Die schwarzen, schwer gepanzerten Gestalten inmitten der Bäume und Baumhäuser sehen fehl am Platz aus. Fast könnte man die Menschen hinter den Uniformen vergessen, aber ich sehe die Polizist*innen unter ihren Helmen schwitzen. Es rückt ins Bewusstsein, dass es nicht Maschinen sind, die hinter der Zerstörung stecken, sondern Menschen. Einige Protestierende rufen den Polizisten zu: «Legt die Uniform ab und chillt mit uns!».

Nach einer Phase des Wartens, in der die Polizei mit Fahrkränen die Aktivist*innen von den Plattformen und Bäumen holt und in der viele durch den Wald abziehen, folgt der Sturm auf das Haus. Einige letzte verbleiben noch auf den Bäumen und Plattformen. Als auch ich weggebracht werde, höre ich sie noch das Lied «gardiens de la paix» singen.

Was bleibt?

Das herrschaftliche Haus wurde inzwischen abgerissen. Auf dem Gelände stehen die Baumaschinen als Vorbereitung für die Erweiterung der Mine. Doch der Kampf um den Mont Mormont und seine einzigartige Natur ist noch nicht zu Ende. Denn die Bewilligung, die Holcim hat, reicht nur bis an das Ende der Ebene.

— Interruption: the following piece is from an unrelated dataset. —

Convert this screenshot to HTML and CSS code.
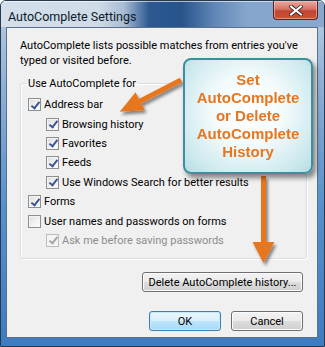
FILE: index.html
```html
<!DOCTYPE html>
<html lang="en">
<head>
  <meta charset="UTF-8" />
  <title>AutoComplete Settings</title>
  <link rel="stylesheet" href="styles.css">
</head>
<body>
  <div class="window">
    <div class="titlebar">
      <span class="title">AutoComplete Settings</span>
      <button class="close" aria-label="Close">
        <svg width="14" height="11" viewBox="0 0 14 11">
          <path d="M2 1.5 L12 9.5 M12 1.5 L2 9.5" stroke="#3d2020" stroke-width="3.6" stroke-linecap="square" />
          <path d="M2 1.5 L12 9.5 M12 1.5 L2 9.5" stroke="#fff" stroke-width="2" stroke-linecap="square" />
        </svg>
      </button>
    </div>

    <div class="client">
      <p class="intro">AutoComplete lists possible matches from entries you've typed or visited before.</p>

      <fieldset class="group">
        <legend>Use AutoComplete for</legend>
        <label class="check"><span class="box checked"></span>Address bar</label>
        <label class="check sub"><span class="box checked"></span>Browsing history</label>
        <label class="check sub"><span class="box checked"></span>Favorites</label>
        <label class="check sub"><span class="box checked"></span>Feeds</label>
        <label class="check sub"><span class="box checked"></span>Use Windows Search for better results</label>
        <label class="check"><span class="box checked"></span>Forms</label>
        <label class="check"><span class="box"></span>User names and passwords on forms</label>
        <label class="check sub disabled"><span class="box checked"></span>Ask me before saving passwords</label>
      </fieldset>

      <div class="row-delete">
        <button class="btn wide">Delete AutoComplete history...</button>
      </div>
      <div class="row-actions">
        <button class="btn default">OK</button>
        <button class="btn">Cancel</button>
      </div>
    </div>

    <!-- annotation overlay -->
    <svg class="arrows" width="325" height="347" viewBox="0 0 325 347">
      <defs>
        <filter id="shade" x="-20%" y="-20%" width="150%" height="150%">
          <feDropShadow dx="2" dy="3" stdDeviation="1.6" flood-color="#000" flood-opacity="0.45" />
        </filter>
      </defs>
      <g filter="url(#shade)" fill="#e8761f">
        <g transform="translate(181 80) rotate(152.7)">
          <rect x="0" y="-2.5" width="50" height="5" />
          <polygon points="46,-10 69,0 46,10" />
        </g>
        <rect x="261" y="176" width="5" height="70" />
        <polygon points="252.5,242 274.5,242 263.5,263" />
      </g>
    </svg>

    <div class="callout">Set<br>AutoComplete<br>or Delete<br>AutoComplete<br>History</div>
  </div>
</body>
</html>
```

FILE: styles.css
```css
:root {
  --frame-dark: #26394f;
  --client-bg: #f0f0f0;
  --arrow: #e8761f;
  --group-line: #d5dfe5;
}
body {
  margin: 0;
  background: #fff;
  font-family: Roboto, "Liberation Sans", sans-serif;
  font-size: 11px;
  color: #000;
}
.window {
  position: relative;
  width: 325px;
  height: 347px;
  box-sizing: border-box;
  border: 1px solid var(--frame-dark);
  border-radius: 6px 6px 0 0;
  background: linear-gradient(180deg, #b9cde2 0, #8eb0d6 25%, #5690cc 60%, #3e7bc0 100%);
  display: flex;
  flex-direction: column;
  overflow: hidden;
}
.titlebar {
  height: 26px;
  flex: none;
  display: flex;
  align-items: flex-start;
  background: linear-gradient(90deg, #d4dfeb 0, #cfdbe8 30%, #a9bdd4 38%, #2b5890 46%, #28548c 56%, #5f86b5 66%, #85a6cc 76%, #88a8cd 100%);
  box-shadow: inset 0 1px 0 rgba(255,255,255,0.6);
}
.title {
  padding: 8px 0 0 7px;
  font-size: 12.5px;
  line-height: 15px;
  color: #0c1a2a;
}
.close {
  margin-left: auto;
  margin-right: 6px;
  width: 45px;
  height: 19px;
  padding: 0;
  border: 1px solid #5b2323;
  border-top: none;
  border-radius: 0 0 4px 4px;
  background: linear-gradient(180deg, #e9aa9f 0, #d47466 45%, #c24533 55%, #c8542f 100%);
  box-shadow: inset 0 0 0 1px rgba(255,210,200,0.5);
  display: flex;
  align-items: center;
  justify-content: center;
}
.client {
  flex: 1;
  margin: 0 6px 8px 5px;
  border: 1px solid #5b718a;
  background: var(--client-bg);
  display: flex;
  flex-direction: column;
}
.client > * {
  flex: none;
}
.intro {
  margin: 0;
  padding: 10px 4px 0 13px;
  line-height: 15px;
}
.group {
  margin: 8px 10px 0 13px;
  padding: 4px 6px 8px 7px;
  border: 1px solid var(--group-line);
  border-radius: 3px;
  box-shadow: inset 1px 1px 0 #fff, 1px 1px 0 #fff;
}
.group legend {
  padding: 0 2px;
  margin-left: -2px;
  line-height: 15px;
}
.check {
  display: flex;
  align-items: center;
  height: 19.4px;
  gap: 3px;
}
.check.sub {
  padding-left: 18px;
}
.check.disabled {
  color: #8d8d8d;
}
.box {
  position: relative;
  width: 13px;
  height: 13px;
  box-sizing: border-box;
  border: 1px solid #8e8f8f;
  background: linear-gradient(135deg, #dcdcdc 0, #f2f2f2 55%, #fff 100%);
  box-shadow: inset 0 0 0 1px #f4f4f4;
  flex: none;
}
.box.checked::after {
  content: "";
  position: absolute;
  left: 3.5px;
  top: 0.5px;
  width: 3px;
  height: 7px;
  border: solid #3d5596;
  border-width: 0 2px 2px 0;
  transform: rotate(38deg);
}
.disabled .box {
  border-color: #bcbcbc;
  background: #f4f4f4;
}
.disabled .box.checked::after {
  border-color: #a6a6a6;
}
.row-delete,
.row-actions {
  display: flex;
  justify-content: flex-end;
  padding-right: 14px;
}
.row-delete {
  margin-top: 13px;
}
.row-actions {
  margin-top: 19px;
  gap: 10px;
}
.btn {
  font: inherit;
  color: #000;
  height: 20px;
  width: 72px;
  padding: 0;
  border: 1px solid #707070;
  border-radius: 3px;
  background: linear-gradient(180deg, #f2f2f2 0, #ebebeb 50%, #dddddd 50%, #cfcfcf 100%);
  box-shadow: inset 0 0 0 1px #fbfbfb;
}
.btn.wide {
  width: 161px;
}
.btn.default {
  border-color: #3c7fb1;
  background: linear-gradient(180deg, #eaf6fd 0, #d9f0fc 50%, #bee6fd 50%, #a7d9f5 100%);
  box-shadow: inset 0 0 0 1px #c6e9fb;
}
.arrows {
  position: absolute;
  left: -1px;
  top: -1px;
  pointer-events: none;
}
.callout {
  position: absolute;
  left: 182px;
  top: 57px;
  width: 130px;
  height: 116px;
  box-sizing: border-box;
  padding-top: 11px;
  border: 2px solid #3f8e9d;
  border-radius: 8px;
  background: radial-gradient(ellipse at 50% 45%, #ffffff 0, #f4fbfc 40%, #cde9ee 80%, #b5dde4 100%);
  box-shadow: 3px 4px 5px rgba(0,0,0,0.45);
  font-family: "Liberation Sans", Arial, sans-serif;
  font-weight: bold;
  font-size: 15px;
  line-height: 18px;
  color: #e8761f;
  text-align: center;
}
```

Der Hauptkamm des Hügels hingegen steht noch unter Schutz. Mittlerweile gibt es sogar eine kantonale Initiative, die den Mormont retten will, und nachhaltigere Alternativen zur Zementproduktion fordert.

Unterdessen äsen, wenn die Maschinen schweigen, auf den Grasflächen im Inneren des Steinbruchs die Gämsen. Direkt neben den Baumaschinen stehen sie, scheinbar ohne sich gestört zu fühlen.

Ich bin mir sicher: Die Natur wird uns überdauern. Es stellt sich nur die Frage, in welcher Form.